I’m a completionist at heart. I like finishing what I started, though over the years I’ve been able to wean myself away from the innate need to finish any book I start reading. I also don’t generally write reviews of books that I didn’t like, simply as a professional courtesy to other authors. But here’s the thing: I liked book 8 of the Malazan Book of the Fallen series (Toll the Hounds). Steven Erikson does a tremendous job of making epic fantasy really feel epic. When the book is clicking, it’s really riveting stuff. I care about the characters, I’m in suspense about what’s going to happen next. It’s heady stuff. There were scenes in the book that were fantastic.

And yet I gave the book a 7/10, and I made the decision to not continue with books 9 and 10 to finish the series.

I’m 80% of the way through the books, and I’m stopping? What the what?

The problem is that I just don’t get what’s going on for long swathes of the series. When we talk about epic fantasy, we talk about steep learning curves. The amount of time and attention you have to devote to the book to be able to really understand what’s happening. In fantasy, anything is possible, so it takes some time before you can understand the way a world works. What the rules are of that world. It’s a price I’m willing to pay, typically because the pay off is really good. I think of Neal Stephenson’s books. Anathem was totally confusing and bewildering, until suddenly I got it, and then I devoured the rest.

In earlier books in the Malazan series, I felt that same experience. At some point, the story would crystallize, and I’d be off and running. But the longer I read the series, the more I began to feel like I wasn’t up to the task anymore. I would find myself pausing reading to go look up the Malazan wiki to see just who it was who I was reading about at the moment. I couldn’t remember plot lines.

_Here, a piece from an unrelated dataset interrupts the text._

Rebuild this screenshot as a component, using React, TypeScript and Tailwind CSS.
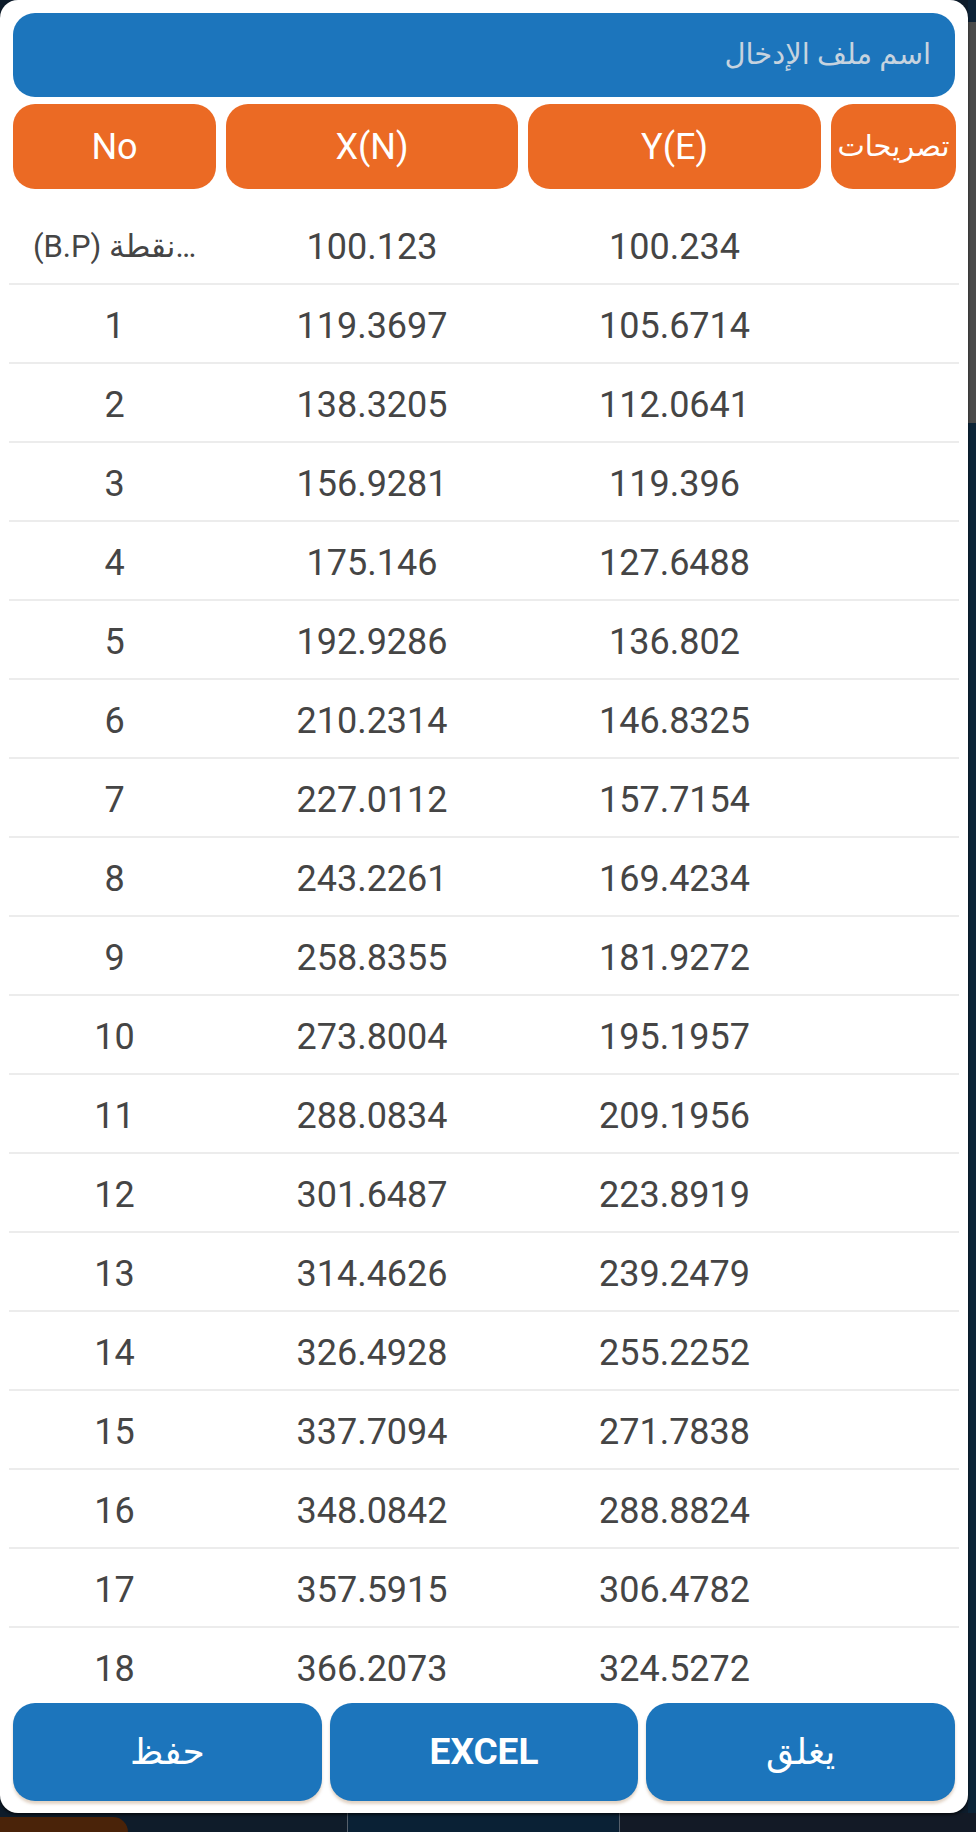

Couldn’t keep track of character arcs.

It was like I was watching a movie through a bad internet connection, and so I kept missing huge chunks of what was going on, and I just ended up bewildered. And the further I went into the series, the more severe this became. New characters were introduced to the point that it felt kind of like I was staring at a Where’s Waldo page, except I knew if I were smart enough, then I’d be able to remember what everyone on that page was doing other than Waldo, and I’d really care about it.

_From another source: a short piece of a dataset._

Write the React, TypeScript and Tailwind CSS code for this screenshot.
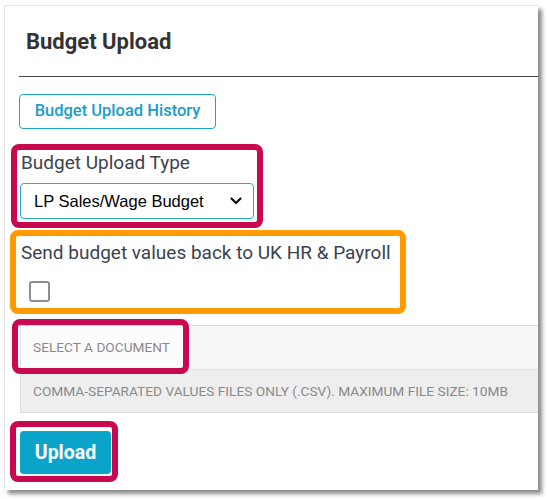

In the end, I just can’t keep it up. Yes, I’m two books away from the finish line. I had thought if I read the series in one big go, then it would all make sense. I thought wrong. And I’ve resigned myself to that. There was a time in my life where that sort of book was just what I was looking for. That time in my life isn’t now. It’s not because the books are bad. It’s because they don’t work for me, even if I wish they did.

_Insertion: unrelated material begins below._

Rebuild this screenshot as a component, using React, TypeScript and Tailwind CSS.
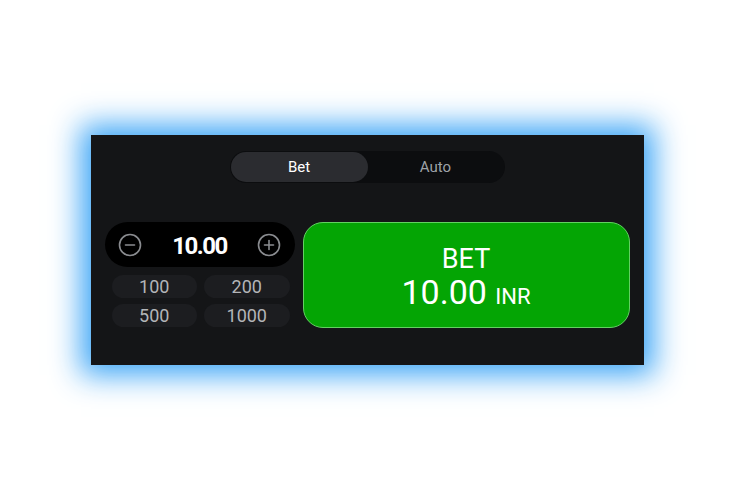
import React from "react";

const chips = ["100", "200", "500", "1000"];

function CircleIcon({ plus }: { plus?: boolean }) {
  return (
    <svg width="24" height="24" viewBox="0 0 24 24" fill="none" stroke="#8a8c90" strokeWidth="1.6">
      <circle cx="12" cy="12" r="10.5" />
      <line x1="7.5" y1="12" x2="16.5" y2="12" strokeLinecap="round" />
      {plus && <line x1="12" y1="7.5" x2="12" y2="16.5" strokeLinecap="round" />}
    </svg>
  );
}

export default function App() {
  return (
    <div className="flex h-[500px] w-full items-center justify-center bg-white font-['Roboto',sans-serif]">
      <div className="flex h-[230px] w-[553px] flex-col items-center bg-[#141517] px-[14px] pt-[16px] shadow-[0_0_28px_10px_rgba(50,160,245,0.95)]">
        <div className="flex h-[32px] w-[275px] items-center rounded-full bg-[#0c0d0f] p-[1px]">
          <button className="h-[30px] w-[137px] rounded-full bg-[#2b2c30] text-[15px] text-white">
            Bet
          </button>
          <button className="h-[30px] flex-1 rounded-full text-[15px] text-[#9ea2a7]">
            Auto
          </button>
        </div>

        <div className="mt-[39px] flex w-full gap-[8px]">
          <div className="flex w-[190px] flex-col">
            <div className="flex h-[45px] items-center justify-between rounded-full bg-black px-[13px]">
              <CircleIcon />
              <span className="pt-[2px] text-[24px] font-bold tracking-[-1.5px] text-white">10.00</span>
              <CircleIcon plus />
            </div>
            <div className="mt-[8px] grid grid-cols-2 gap-x-[7px] gap-y-[6px] pl-[7px] pr-[5px]">
              {chips.map((c) => (
                <div
                  key={c}
                  className="flex h-[23px] items-center justify-center rounded-full bg-[#1c1d20] text-[18px] text-[#b3b5b8]"
                >
                  {c}
                </div>
              ))}
            </div>
          </div>

          <button className="flex h-[106px] flex-1 flex-col items-center justify-center rounded-[20px] border border-[#62d162] bg-[#04a504] pt-[7px] text-white">
            <span className="text-[27px] leading-[31px]">BET</span>
            <span className="text-[34px] leading-[35px]">
              10.00 <span className="text-[22px]">INR</span>
            </span>
          </button>
        </div>
      </div>
    </div>
  );
}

If anyone ever asks me for a recommendation for a really epic fantasy, Malazan will be right at the top of my list. But it’ll come with a disclaimer. An acknowledgement that the series was beyond me personally, though I really enjoyed pieces of it. That might sound like faint praise, and it’s certainly conflicted, but it’s not every day you come across a series you both love and yet also realize isn’t quite for you.